The Program NYC aims to mesh players of all backgrounds and abilities in their Brooklyn space. Taylor and Effron envision building an elite basketball team much like the ones they aspired to be on back in their Five Star Camp days. While recent standouts like Cole Anthony have had to leave the city — UNC first, the Orlando Magic now — to take their game to new heights, The Program plans to build a powerhouse prep program that not only restores the pride of the city but also allows funders an entry point to the pipe dream of team ownership.
“There’s a whole group of investors that may not be able to own an NBA team, but we want to have a top-10 team in the country with our prep school academy,” Taylor says. “Building the Montverde or Sierra Canyon of New York? Investors can feel like they have a piece of a real team that they can root for with a national following.”
It all starts this month in the Hamptons.
The Program’s Grand Preview
On June 25, kids across The Hamptons will benefit from Book Richardson and Kenny Smith teaching them lifelong lessons. About a third of attendees will be brought out to the camp from scholarships, while Dan Gladstone and the NBPA will provide all campers with backpacks and basketballs.

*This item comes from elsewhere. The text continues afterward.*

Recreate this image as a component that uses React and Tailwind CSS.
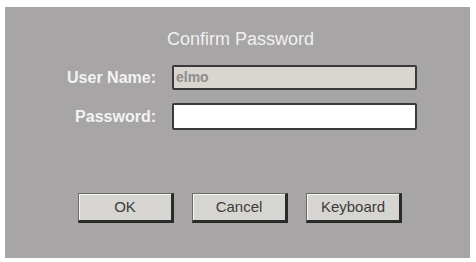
import React from 'react';

const font = { fontFamily: '"Liberation Sans", Arial, sans-serif' };

function Button({ children }) {
    return (
        <button
            type="button"
            className="h-[30px] w-[96px] border border-[#6b6b6b] border-r-[3px] border-b-[3px] border-r-[#2a2a2a] border-b-[#2a2a2a] bg-[#d7d5d2] text-[15px] text-[#3b3b3b] shadow-[inset_1px_1px_0_#f4f3f1]"
        >
            {children}
        </button>
    );
}

export default function App() {
    return (
        <div className="h-[262px] w-[476px] bg-white pl-[5px] pt-[7px]" style={font}>
            <div className="flex h-[251px] w-[465px] flex-col bg-[#a7a5a6] pt-[21px]">
                {/* Title */}
                <div className="pl-[6px] text-center text-[18px] leading-[23px] text-[#f1f0f0]">Confirm Password</div>

                {/* Fields */}
                <div className="mt-[14px] flex flex-col gap-[13px]">
                    <div className="flex items-center">
                        <label className="w-[151px] text-right text-[16px] font-bold text-[#f3f3f3]">User Name:</label>
                        <div className="ml-[16px] flex h-[25px] w-[245px] items-center rounded-[2px] border-2 border-[#3a3a3a] bg-[#d8d6cf] pl-[2px] text-[14px] font-bold text-[#8e8c8b]">
                            elmo
                        </div>
                    </div>
                    <div className="flex items-center">
                        <label className="w-[151px] text-right text-[16px] font-bold text-[#f3f3f3]">Password:</label>
                        <input
                            type="password"
                            className="ml-[16px] h-[27px] w-[245px] rounded-[2px] border-2 border-[#3a3a3a] bg-white outline-none"
                        />
                    </div>
                </div>

                {/* Buttons */}
                <div className="mt-[63px] flex gap-[18px] pl-[73px]">
                    <Button>OK</Button>
                    <Button>Cancel</Button>
                    <Button>Keyboard</Button>
                </div>
            </div>
        </div>
    );
}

“It’s the nicest gym in the Hamptons,” Taylor says, beaming. “We’re not just going to have rich kids from The Hamptons there. We’re going to have 10 or 20 kids without the socioeconomic means. We really want diversity and charitable trust. We’re trying to bring those best coaches and make them available to any kid who wants to get better. It doesn’t matter if you’re in high school or middle school, or if you’re great and just want to get better.”
“We’re working every day,” Taylor says. “We want to provide a one-day preview of what’s to come: bringing in incredible NBA figures with a vested interest in giving back to New York. This is what families can expect. You don’t usually get that all in one place.”